# Modules To Import

In [7]:
from bs4 import BeautifulSoup
from datetime import datetime
import pandas as pd
import requests
import time
import json
import re

# Crawler Class
> #### Note On Season Identifiers
> Season years are represented in th from of "Season year-year+1" (e.g. Season 2021-2022). To have less data complexity and more efficieny I choose "year+1" from each season in the form of "year-year+1" as a key for that specific season because the website [basketball-reference.com](www.basketball-reference.com) is also doing the same.
> 
>  **TL;DR**: The key "2024" points to the 2023-24 season.  

In [18]:
class Crawler:
    current_year = datetime.now().year
    # Gets Soup From url with error handling
    def __get_soup(self, url, retries=3, wait=5): 
        for i in range(retries):
            try: 
                page = requests.get(url)
            except:
                if i==retries-1:
                    print(f"Failed to Retrieve from {url} After {retries} retries. Passing null")
                    return BeautifulSoup()
                print(f"Failed to Rerieve from {url}, {i+1} of {retries} retries. Waiting {wait} seconds...")
                time.sleep(wait)
                continue
            break
        return BeautifulSoup(page.content, "html.parser")

    # Gets all The MVP's and return them with some data attached in a pd.DataFrame
    def get_mvps(self):
        mvp_soup = self.__get_soup("https://www.basketball-reference.com/awards/mvp.html")
        mvp_soup = mvp_soup.find('table', id="mvp_NBA").tbody.find_all("tr")
        mvp_df = pd.DataFrame(columns=["player_name", "player_id", "team", "year"])

    # Scraps Each Player in the Table
        for tr in mvp_soup:
            mvp_df.loc[len(mvp_df)] = [      
                tr.find(attrs={"data-stat":"player"}).a.string,
                tr.find(attrs={"data-stat":"player"}).a.get("href")[9:-5],
                tr.find(attrs={"data-stat":"team_id"}).a.get("href")[1:-5].split("/")[1],
                tr.find(attrs={"data-stat":"team_id"}).a.get("href")[1:-5].split("/")[-1]
            ]
        return mvp_df

    #def get_top_season_players
    #def get_top_season_teams
    #def get_team_players

    # Gets Data From Each Player using a series that contains the player_id. The reason for this approach is to be able to apply this function to a dataframe as a whole 
    def get_player_data(self, player_series: pd.Series):
        player_series = player_series.copy()
        player_soup = self.__get_soup(f"https://www.basketball-reference.com/players/{player_series["player_id"]}.html")                                                           
        player_json = json.loads(player_soup.find("script", type="application/ld+json").string)                                      # some player data that are in json form
        player_weightheight = player_soup.find("span", string=re.compile(".*lb")).next_sibling.strip()[1:-1].split(",\xa0")          # Player weight and height in cm and kg in a list

        # Gets and Cleans Player Position
        position_string = player_soup.find("strong", string=re.compile(".*Position:.*")).next_sibling
        positions_cleaned = re.sub(r'[^\w\s,]', '', position_string)
        position_list = re.split(r',|and', positions_cleaned)
        position_list = [pos.strip() for pos in position_list if pos.strip()]

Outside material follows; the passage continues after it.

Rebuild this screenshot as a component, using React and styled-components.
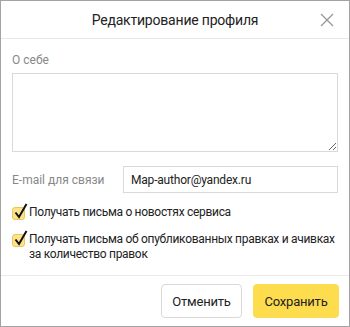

        # get if player is retired
        retired = True if (player_soup.find("strong", string=re.compile(".*Career Length:.*"))) else False

        # Applying the Captured data to the player pd.Series (functionallity of each line insists upon itself)
        player_series["height_cm"] = player_weightheight[0][:-2]
        player_series["weight_kg"] = player_weightheight[1][:-2]
        player_series["position"] = position_list
        player_series["shooting_hand"] = player_soup.find("strong", string=re.compile(".*Shoots:.*")).next_sibling.strip()
        player_series["retired"] = retired     
        player_series["experience_total"] = int(player_soup.find("strong", string=re.compile(".*Experience:.*|.*Career Length:.*")).next_sibling.strip().split()[0])      # note that the experience got is with respect to the current year (if they are still playing)
        player_series["experience_at_year"] = player_series["experience_total"] - (self.current_year - player_series["year"]) if not retired else player_series["experience_total"]    # This gets the experience at the year data is gotten if player isnt retired.
        player_series["birthplace"] = player_json.get('birthPlace').split(",")[-1].strip()
        player_series["birthdate"] = player_json.get('birthDate')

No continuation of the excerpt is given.